Como objecto exterior a lata pode conter sopa ou estar vazia. Só se decide a utilidade quando se puder comê-la, ou seja, quando se materializar em objecto real e presente a alguém.
A imitação da lata, ou se exibe na parede, ou na prateira do supermercado. Podemos afirmar que ser útil ou não é-nos indiferente, e que é precisamente aí que reside o seu ser arte. Mas a arte pode ser também útil se considerarmos a lata como anunciação de que algures, no mercado, existe um objecto assim que contém (de acordo com a indicação da necessidade sopa) algo de comestível.
O propósito das latas em geral é conterem uma matéria.
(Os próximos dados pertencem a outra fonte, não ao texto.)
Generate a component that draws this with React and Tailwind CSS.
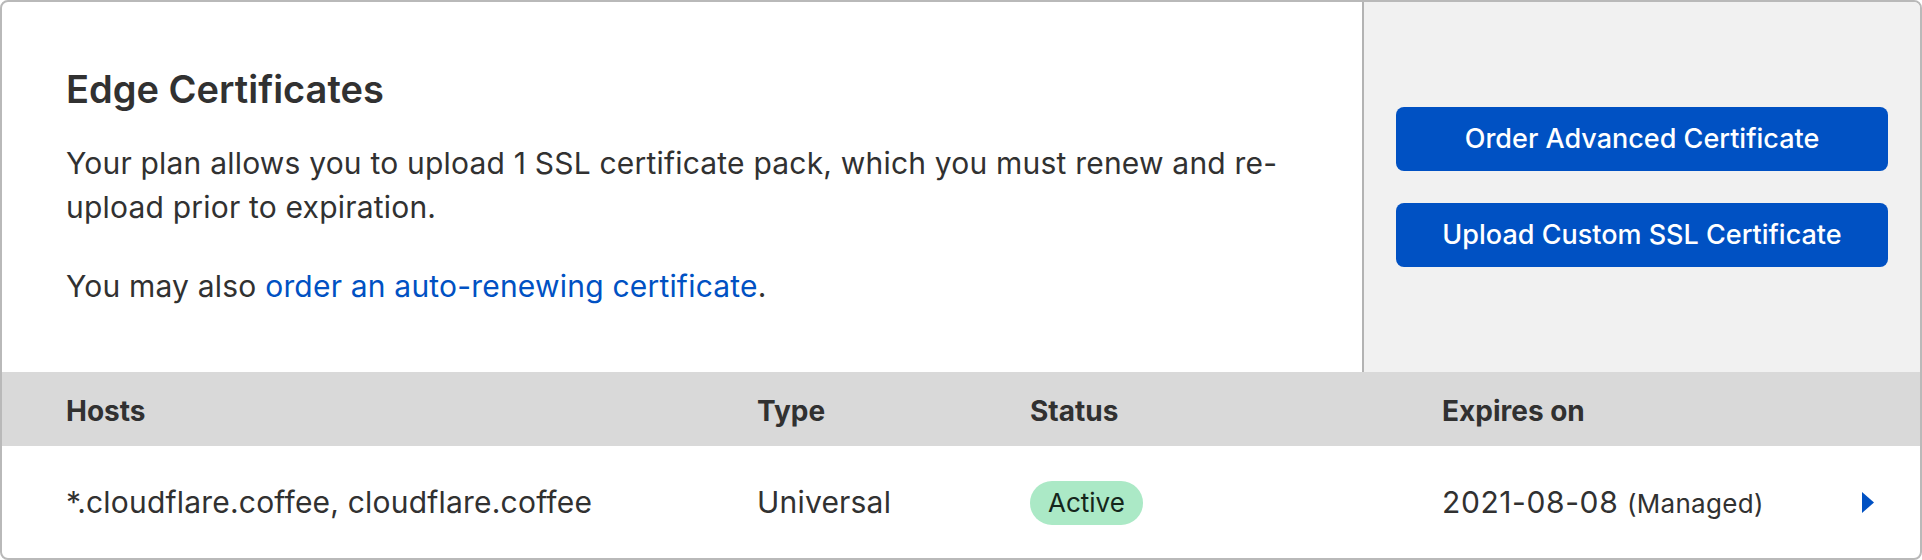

Há latas de sopa, de atum, de salsichas, etc… A lata pode ser uma generalidade ou um objecto concreto. Só depois de possuir o objecto é que se apreende o seu ser; abrimos a lata.
O indivíduo come a sopa e fica com uma lata vazia, ou, deita-a fora, ou reutiliza-a como por exemplo para guardar lápis.
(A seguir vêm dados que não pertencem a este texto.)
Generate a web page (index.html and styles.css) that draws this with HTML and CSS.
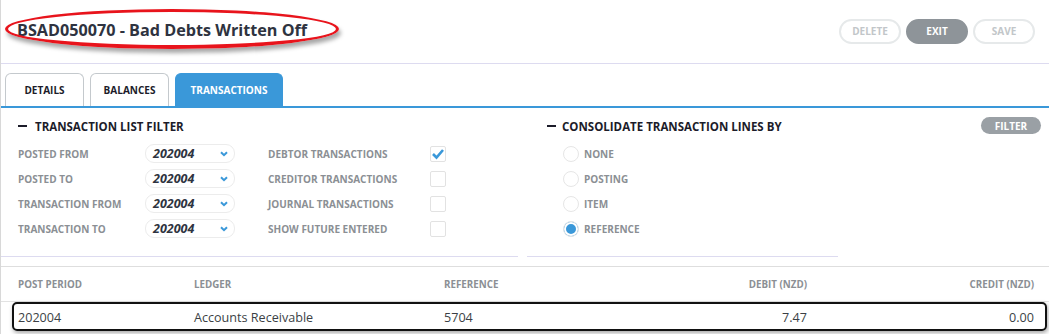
FILE: index.html
```html
<!DOCTYPE html>
<html lang="en">
<head>
    <meta charset="UTF-8">
    <title>BSAD050070 - Bad Debts Written Off</title>
    <link rel="stylesheet" href="styles.css">
</head>
<body>
    <div class="page">
        <div class="header">
            <div class="title-wrap">
                <h1 class="title">BSAD050070 - Bad Debts Written Off</h1>
                <span class="mark-ellipse"></span>
            </div>
            <div class="actions">
                <button class="btn btn-outline">DELETE</button>
                <button class="btn btn-fill">EXIT</button>
                <button class="btn btn-outline">SAVE</button>
            </div>
        </div>

        <div class="tabs">
            <div class="tab">DETAILS</div>
            <div class="tab">BALANCES</div>
            <div class="tab active">TRANSACTIONS</div>
        </div>

        <div class="filters">
            <div class="section section-left">
                <div class="section-title"><span class="dash"></span>TRANSACTION LIST FILTER</div>
                <div class="filter-grid">
                    <div class="label">POSTED FROM</div>
                    <div class="select"><span>202004</span><svg width="8" height="6" viewBox="0 0 8 6"><path d="M1 1.2 L4 4.2 L7 1.2" fill="none" stroke="#3a98d9" stroke-width="2"/></svg></div>
                    <div class="label cb-label">DEBTOR TRANSACTIONS</div>
                    <div class="checkbox"><svg width="14" height="12" viewBox="0 0 14 12"><path d="M2 6 L5.5 9.5 L12 2" fill="none" stroke="#3a98d9" stroke-width="2.6"/></svg></div>

                    <div class="label">POSTED TO</div>
                    <div class="select"><span>202004</span><svg width="8" height="6" viewBox="0 0 8 6"><path d="M1 1.2 L4 4.2 L7 1.2" fill="none" stroke="#3a98d9" stroke-width="2"/></svg></div>
                    <div class="label cb-label">CREDITOR TRANSACTIONS</div>
                    <div class="checkbox"></div>

                    <div class="label">TRANSACTION FROM</div>
                    <div class="select"><span>202004</span><svg width="8" height="6" viewBox="0 0 8 6"><path d="M1 1.2 L4 4.2 L7 1.2" fill="none" stroke="#3a98d9" stroke-width="2"/></svg></div>
                    <div class="label cb-label">JOURNAL TRANSACTIONS</div>
                    <div class="checkbox"></div>

                    <div class="label">TRANSACTION TO</div>
                    <div class="select"><span>202004</span><svg width="8" height="6" viewBox="0 0 8 6"><path d="M1 1.2 L4 4.2 L7 1.2" fill="none" stroke="#3a98d9" stroke-width="2"/></svg></div>
                    <div class="label cb-label">SHOW FUTURE ENTERED</div>
                    <div class="checkbox"></div>
                </div>
            </div>
            <div class="section section-right">
                <div class="section-title"><span class="dash"></span>CONSOLIDATE TRANSACTION LINES BY</div>
                <div class="radio-list">
                    <div class="radio-row"><span class="radio"></span><span class="label">NONE</span></div>
                    <div class="radio-row"><span class="radio"></span><span class="label">POSTING</span></div>
                    <div class="radio-row"><span class="radio"></span><span class="label">ITEM</span></div>
                    <div class="radio-row"><span class="radio checked"></span><span class="label">REFERENCE</span></div>
                </div>
            </div>
            <div class="filter-action">
                <button class="btn-filter">FILTER</button>
            </div>
        </div>

        <div class="table">
            <div class="row head">
                <div>POST PERIOD</div>
                <div>LEDGER</div>
                <div>REFERENCE</div>
                <div class="num">DEBIT (NZD)</div>
                <div class="num">CREDIT (NZD)</div>
            </div>
            <div class="row data">
                <div>202004</div>
                <div>Accounts Receivable</div>
                <div>5704</div>
                <div class="num">7.47</div>
                <div class="num">0.00</div>
                <span class="mark-box"></span>
            </div>
        </div>
    </div>
</body>
</html>
```

FILE: styles.css
```css
body {
    margin: 0;
    font-family: "Open Sans", Arial, sans-serif;
    background-color: white;
    color: #333;
}
.page {
    width: 1049px;
    height: 334px;
    overflow: hidden;
    border-left: 1px solid #d8d8d8;
    box-sizing: border-box;
}
.header {
    height: 63px;
    display: flex;
    justify-content: space-between;
    align-items: center;
    padding: 0 14px 0 16px;
    border-bottom: 1px solid #dddbf0;
}
.title-wrap {
    position: relative;
    margin-top: -3px;
}
.title {
    margin: 0;
    font-size: 16.2px;
    font-weight: 700;
    color: #2e3340;
}
.mark-ellipse {
    position: absolute;
    left: -12px;
    right: -32px;
    top: -10px;
    bottom: -8px;
    border: 3px solid #e8141c;
    border-bottom-width: 4px;
    border-radius: 50%;
    box-shadow: 2px 4px 4px rgba(0,0,0,0.35);
}
.actions {
    display: flex;
    gap: 5px;
    margin-top: -1px;
}
.btn {
    width: 62px;
    height: 25px;
    border-radius: 13px;
    font-family: inherit;
    font-size: 10px;
    font-weight: 700;
    cursor: pointer;
}
.btn-outline {
    background: white;
    border: 2px solid #e6e9ea;
    color: #c2c6c9;
}
.btn-fill {
    background: #8e9499;
    border: 2px solid #8e9499;
    color: white;
}
.tabs {
    display: flex;
    gap: 6px;
    padding: 9px 0 0 4px;
    border-bottom: 2px solid #3a98d9;
}
.tab {
    width: 79px;
    height: 33px;
    box-sizing: border-box;
    border: 1px solid #c4c9cd;
    border-bottom: none;
    border-radius: 6px 6px 0 0;
    display: flex;
    align-items: center;
    justify-content: center;
    font-size: 10px;
    font-weight: 700;
    color: #1c1c2a;
}
.tab.active {
    width: 108px;
    background: #3a98d9;
    border-color: #3a98d9;
    color: white;
}
.filters {
    display: flex;
    padding-top: 10px;
}
.section {
    border-bottom: 1px solid #dddbf0;
    padding-bottom: 15px;
}
.section-left {
    width: 517px;
    padding-left: 17px;
    box-sizing: border-box;
}
.section-right {
    width: 311px;
    margin-left: 9px;
    padding-left: 20px;
    box-sizing: border-box;
}
.section-title {
    display: flex;
    align-items: center;
    height: 16px;
    font-size: 11.5px;
    font-weight: 700;
    color: #1c1c2a;
}
.dash {
    width: 9px;
    height: 2.5px;
    background: #1c1c2a;
    margin-right: 8px;
}
.section-right .dash {
    margin-right: 6px;
}
.filter-grid {
    display: grid;
    grid-template-columns: 127px 90px 33px 162px 16px;
    grid-auto-rows: 25px;
    align-items: center;
    margin-top: 7px;
}
.filter-grid .cb-label {
    grid-column: 4;
}
.label {
    font-size: 10px;
    font-weight: 700;
    color: #8b8f94;
}
.select {
    grid-column: 2;
    height: 19px;
    border: 1px solid #ececec;
    border-radius: 9px;
    box-sizing: border-box;
    display: flex;
    align-items: center;
    justify-content: space-between;
    padding: 0 6px 0 7px;
}
.select span {
    font-size: 12.5px;
    font-weight: 700;
    font-style: italic;
    color: #2e3340;
}
.checkbox {
    grid-column: 5;
    width: 16px;
    height: 16px;
    box-sizing: border-box;
    border: 1px solid #e2e2e2;
    border-radius: 2px;
    display: flex;
    align-items: center;
    justify-content: center;
}
.radio-list {
    margin-top: 7px;
}
.radio-row {
    display: flex;
    align-items: center;
    height: 25px;
    padding-left: 16px;
}
.radio {
    width: 16px;
    height: 16px;
    box-sizing: border-box;
    border: 1px solid #e6e6e6;
    border-radius: 50%;
    margin-right: 5px;
}
.radio.checked {
    background: #3a98d9;
    box-shadow: inset 0 0 0 2px white;
}
.filter-action {
    flex: 1;
    display: flex;
    justify-content: flex-end;
    align-items: flex-start;
    padding-right: 8px;
}
.btn-filter {
    width: 60px;
    height: 17px;
    border: none;
    border-radius: 9px;
    background: #9aa0a5;
    color: white;
    font-family: inherit;
    font-size: 10px;
    font-weight: 700;
    margin-top: -1px;
}
.table {
    margin-top: 9px;
    border-top: 1px solid #dedede;
}
.row {
    display: grid;
    grid-template-columns: 176px 250px 150px 213px 227px;
    align-items: center;
    padding-left: 17px;
}
.row.head {
    height: 34px;
    font-size: 9.8px;
    font-weight: 700;
    color: #8b8f94;
}
.row.data {
    position: relative;
    height: 30px;
    border-top: 1px solid #e2e2e2;
    font-size: 12.6px;
    color: #3b3f45;
}
.num {
    text-align: right;
}
.mark-box {
    position: absolute;
    left: 11px;
    right: 2px;
    top: 0;
    bottom: 1px;
    border: 2.5px solid #111;
    border-radius: 5px;
    box-shadow: 1px 2px 4px rgba(0,0,0,0.35);
}
```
Será que Warhol aproveita a lata vazia? Porque não representá-la aberta?
Só sei que a lata Campbell contém sopa por ter visto a reprodução de Warhol. Também posso duvidar, por desconhecimento, de que a sopa existe para além da mera lata, ou melhor, da sua imagem.
O que esconde, e que indica a presença de um produto que nos alimenta, vai de encontro às necessidades do homem: a de se alimentar através de algo que podemos adquirir por ser vendido em lata.
Como lata sem utilidade, a sopa Campbell é mais valiosa do que quando está exposta numa prateleira de supermercado. Esta diferença é alquímica e vai contra as previsões materiais. Diz respeito a uma hierarquia das necessidades, invertendo-a. O inútil é mais valioso do que a utilidade.
O inútil é a série de latas de Warhol. Mas será a arte uma necessidade? Pelo menos circula e é vista e é uma realidade tipicamente humana.
Mas a arte surge para ser vista e é nesta que Warhol vacila. A obra de arte tem ou não prioridade em relação à ideia? Esta pode ser discutida e mesmo compreendida. Parece que actualmente a ideia leva vantagem sobre a obra. Esta questão atravessa a arte contemporânea.

                                                                                                      Nuno Renato Marques 

Comentários

  1. Grata pela dissertação filosófica, Nuno, acho que o Warhol teria muito gosto em discutir estas questões consigo... entre nós, continuam em aberto, claro.